Secondly, we write a launcher script (clusterlib_launcher.py) to use this information and re-launch only jobs that have not been done so far or that are not running or queued.

# clusterlib_launcher.py

import sys
from clusterlib.scheduler import queued_or_running_jobs
from clusterlib.scheduler import submit
from clusterlib.storage import sqlite3_loads
from clusterlib_main import NOSQL_PATH

if __name__ == "__main__":
    scheduled_jobs = set(queued_or_running_jobs())
    done_jobs = sqlite3_loads(NOSQL_PATH)

    for param in range(100):
        job_name = "job-param=%s" % param
        job_command = "%s clusterlib.py --param %s" % (sys.executable,
                                                       param)

        if job_name not in scheduled_jobs and job_command not in done_jobs:
            script = submit(job_command, job_name=job_name)
            print(script)

            # Uncomment those lines to launch the jobs
            # import os
            # os.system(script)

This simple launcher allows to manage thousands of jobs while avoiding to repeat jobs that are processed or in process.

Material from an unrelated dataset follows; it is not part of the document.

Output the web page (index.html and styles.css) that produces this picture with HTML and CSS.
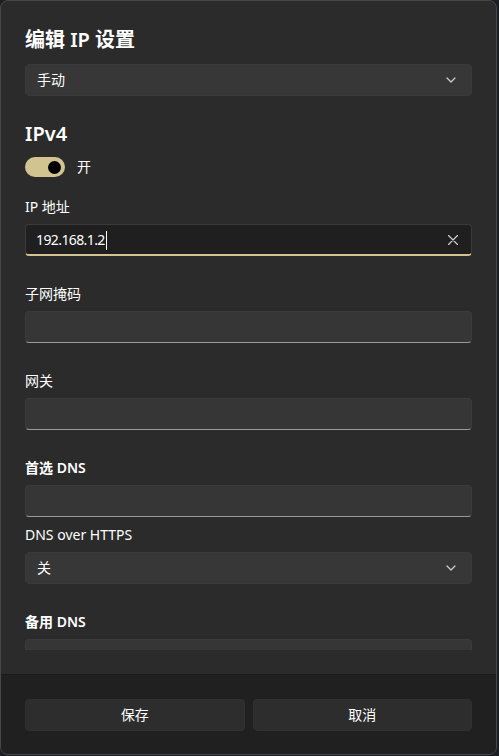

More tips when working on a super-computer

  • Forbid the temptation to guess: work with absolute path.
  • With multiple python interpreters, use absolute path to the desired python interpreter. sys.executable will give you the path of the python interpreter.
  • If objects are hashed, hash them sooner rather than later.
  • Check your program logic with a fast and dummy setting.
  • Use a version file system such as git.